When the cloud storage firm Dropbox decided to shut down its offices with the outbreak of the Covid-19 pandemic, co-founder and CEO Drew Houston ’05 had to send the company’s nearly 3,000 employees home and tell them they were not coming back to work anytime soon. “It felt like I was announcing a snow day or something.”
In the early days of the pandemic, Houston says that Dropbox reacted as many others did to ensure that employees were safe and customers were taken care of. “It’s surreal, there’s no playbook for running a global company in a pandemic over Zoom. For a lot of it we were just taking it as we go.”
Houston talked about his experience leading Dropbox through a public health crisis and how Covid-19 has accelerated a shift to distributed work in a fireside chat on Oct. 14 with Dan Huttenlocher, dean of the MIT Stephen A. Schwarzman College of Computing.
During the discussion, Houston also spoke about his $10 million gift to MIT, which will endow the first shared professorship between the MIT Schwarzman College of Computing and the MIT Sloan School of Management, as well as provide a catalyst startup fund for the college.
“The goal is to find ways to unlock more of our brainpower through a multidisciplinary approach between computing and management,” says Houston. "It's often at the intersection of these disciplines where you can bring people together from different perspectives, where you can have really big unlocks. I think academia has a huge role to play [here], and I think MIT is super well-positioned to lead. So, I want to do anything I can to help with that."
Virtual first
While the abrupt swing to remote work was unexpected, Houston says it was pretty clear that the entire way of working as we knew it was going to change indefinitely for knowledge workers. “There’s a silver lining in every crisis,” says Houston, noting that people have been using Dropbox for years to work more flexibly so it made sense for the company to lean in and become early adopters of a distributed work paradigm in which employees work in different physical locations.
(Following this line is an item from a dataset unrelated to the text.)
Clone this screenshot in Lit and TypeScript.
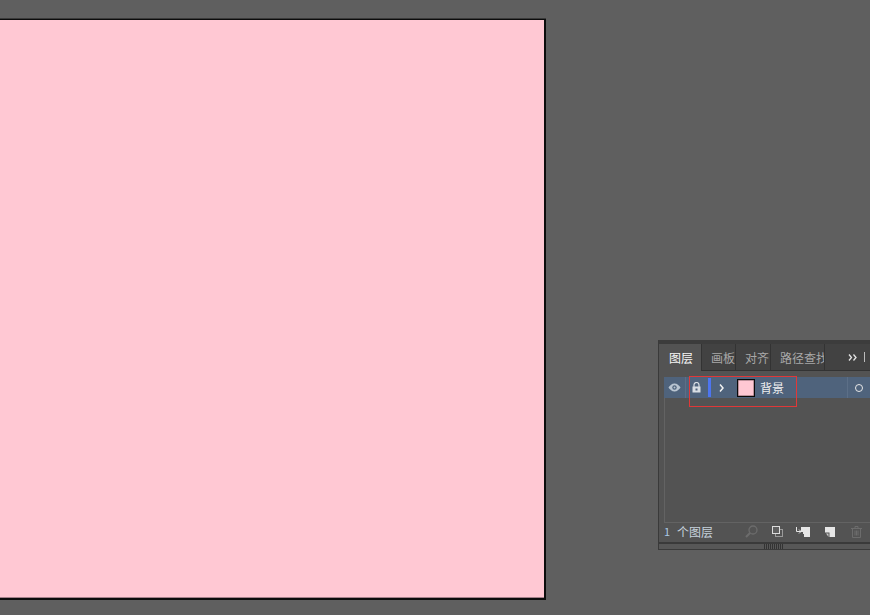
import { LitElement, html, css } from "lit";
import { customElement } from "lit/decorators.js";

@customElement("app-root")
class AppRoot extends LitElement {
  static styles = css`
    :host { display: block; width: 870px; height: 615px; position: relative; overflow: hidden; background: #5f5f5f; font-family: "Noto Sans CJK SC", "Liberation Sans", sans-serif; }
    .artboard { position: absolute; left: 0; top: 19px; width: 544px; height: 578px; background: #ffc8d3; border: solid #0c0c0c; border-width: 1px 2px 2px 0; box-shadow: 0 -1px 0 #3a3a3a, inset 0 -1px 0 #a5808a; }
    .panel { position: absolute; left: 658px; top: 340px; width: 229px; height: 210px; display: flex; flex-direction: column; background: #535353; border-left: 1px solid #3a3a3a; box-sizing: border-box; }
    .tabs { height: 31px; flex: none; display: flex; background: #424242; border-top: 4px solid #3c3c3c; box-sizing: border-box; border-bottom: 1px solid #333; align-items: stretch; }
    .tab { font-size: 12px; line-height: 28px; color: #a8a8a8; padding-left: 9px; overflow: hidden; box-sizing: border-box; border-right: 1px solid #333; white-space: nowrap; }
    .tab.on { color: #f6f6f6; background: #535353; width: 43px; padding-left: 10px; margin-bottom: -1px; }
    .t2 { width: 34px; } .t3 { width: 35px; } .t4 { width: 54px; }
    .more { display: flex; align-items: center; gap: 7px; margin-left: 23px; }
    .more svg { display: block; }
    .sep { width: 1px; height: 10px; background: #bbb; }
    .body { flex: none; width: 207px; height: 146px; margin: 6px 0 0 5px; border: 1px solid #636363; border-width: 0 0 1px 1px; box-sizing: border-box; display: flex; flex-direction: column; }
    .row { height: 21px; background: #4f637c; display: flex; align-items: center; margin-left: -1px; flex: none; }
    .cell { height: 100%; display: flex; align-items: center; justify-content: center; border-right: 1px solid #5c6f87; box-sizing: border-box; }
    .c1 { width: 22px; } .c2 { width: 22px; border-right: 0; padding-right: 1px; }
    .bar { width: 3px; height: 19px; background: #4d75f0; flex: none; }
    .chev { margin-left: 8px; display: block; }
    .thumb { width: 16px; height: 16px; background: #ffc8d3; border: 1px solid #0a0a0a; box-shadow: inset 0 0 0 .5px #7a5a62; margin-left: 13px; flex: none; }
    .name { font-size: 12px; color: #f0f0f0; margin-left: 5px; width: 87px; flex: none; }
    .target { width: 23px; border-left: 1px solid #5c6f87; display: flex; align-items: center; justify-content: center; height: 100%; box-sizing: border-box; }
    .dot { width: 6px; height: 6px; border: 1px solid #e8e8e8; border-radius: 50%; }
    .foot { flex: none; height: 19px; display: flex; align-items: center; padding: 0 0 2px 5px; box-sizing: border-box; color: #c6d2dc; font-size: 12px; }
    .count { width: 81px; display: flex; }
    .num { width: 13px; font-size: 11px; color: #a9c8e4; }
    .icons { display: flex; align-items: center; }
    .icons svg { display: block; flex: none; }
    .ic2 { margin-left: 14px; } .ic3 { margin-left: 13px; } .ic4 { margin-left: 15px; } .ic5 { margin-left: 16px; }
    .grip { flex: none; height: 8px; border-top: 2px solid #3a3a3a; border-bottom: 1px solid #3a3a3a; display: flex; justify-content: center; background: #575757; box-sizing: border-box; }
    .ticks { width: 19px; height: 5px; background: repeating-linear-gradient(90deg, #333 0 1px, transparent 1px 2px); }
    .mark { position: absolute; left: 689px; top: 376px; width: 108px; height: 31px; box-sizing: border-box; border: 1px solid #e03838; pointer-events: none; }
  `;

  render() {
    return html`
      <div class="artboard"></div>
      <div class="panel">
        <div class="tabs">
          <div class="tab on">图层</div>
          <div class="tab t2">画板</div>
          <div class="tab t3">对齐</div>
          <div class="tab t4">路径查找器</div>
          <div class="more">
            <svg width="9" height="7" viewBox="0 0 9 7" fill="none" stroke="#e4e4e4" stroke-width="1.300"><path d="M1 .5l2.500 3L1 6.500M5.500 .5l2.500 3-2.500 3"/></svg>
            <div class="sep"></div>
          </div>
        </div>
        <div class="body">
          <div class="row">
            <div class="cell c1">
              <svg width="13" height="9" viewBox="0 0 13 9"><path d="M0.500 4.500C3 1 5 .5 6.500 .5S10 1 12.500 4.500C10 8 8 8.500 6.500 8.500S3 8 .5 4.500z" fill="#b9c5d1"/><circle cx="6.500" cy="4.500" r="2.200" fill="#4f637c"/><circle cx="6.500" cy="4.500" r="1" fill="#b9c5d1"/></svg>
            </div>
            <div class="cell c2">
              <svg width="9" height="11" viewBox="0 0 9 11"><path d="M2 5V3a2.500 2.500 0 0 1 5 0v2" fill="none" stroke="#d8dee4" stroke-width="1.200"/><rect x="0.500" y="4.500" width="8" height="6" fill="#d8dee4"/><rect x="3.500" y="6.500" width="2" height="2" fill="#4f637c"/></svg>
            </div>
            <div class="bar"></div>
            <svg class="chev" width="5" height="8" viewBox="0 0 5 8" fill="none" stroke="#f2f2f2" stroke-width="1.500"><path d="M1 .5L4 4 1 7.500"/></svg>
            <div class="thumb"></div>
            <div class="name">背景</div>
            <div class="target"><div class="dot"></div></div>
          </div>
        </div>
        <div class="foot">
          <div class="count"><span class="num">1</span><span>个图层</span></div>
          <div class="icons">
            <svg width="13" height="13" viewBox="0 0 13 13" fill="none" stroke="#6c6c6c" stroke-width="1.300"><circle cx="8" cy="5" r="4"/><path d="M5 8L1 12" stroke-width="2"/></svg>
            <svg class="ic2" width="11" height="11" viewBox="0 0 11 11"><rect x="3.500" y="3.500" width="7" height="7" fill="none" stroke="#9a9a9a"/><rect x=".5" y=".5" width="7" height="7" fill="#5f5f5f" stroke="#dcdcdc"/></svg>
            <svg class="ic3" width="14" height="10" viewBox="0 0 14 10"><path d="M5 0h9v10H8V7H7V5H5z" fill="#e6e6e6"/><path d="M.5 0v4.500H5M3 2.500L5 4.500 3 6.500" fill="none" stroke="#e6e6e6"/></svg>
            <svg class="ic4" width="10" height="10" viewBox="0 0 10 10"><path d="M0 0h10v10H4.500V5.500H0z" fill="#e6e6e6"/><path d="M1 6.500h2.500V10z" fill="#c8c8c8"/></svg>
            <svg class="ic5" width="11" height="12" viewBox="0 0 11 12" fill="none" stroke="#6c6c6c"><path d="M0 2.500h11M4 2.500V.5h3v2M1.500 2.500v9h8v-9M4 4.500v5M5.500 4.500v5M7 4.500v5"/></svg>
          </div>
        </div>
        <div class="grip"><div class="ticks"></div></div>
      </div>
      <div class="mark"></div>
    `;
  }
}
Dropbox proceeded to redesign the work experience throughout the company, unveiling a “virtual first” working model in October 2020 in which remote work is the primary experience for all employees. Individual work spaces went by the wayside and offices located in areas with a high concentration of employees were converted into convening and collaborative spaces called Dropbox Studios for in-person work with teammates.
“There’s a lot we could say about Covid, but for me, the most significant thing is that we’ll look back at 2020 as the year we shifted permanently from working out of offices to primarily working out of screens. It’s a transition that’s been underway for a while, but Covid completely finished the swing,” says Houston.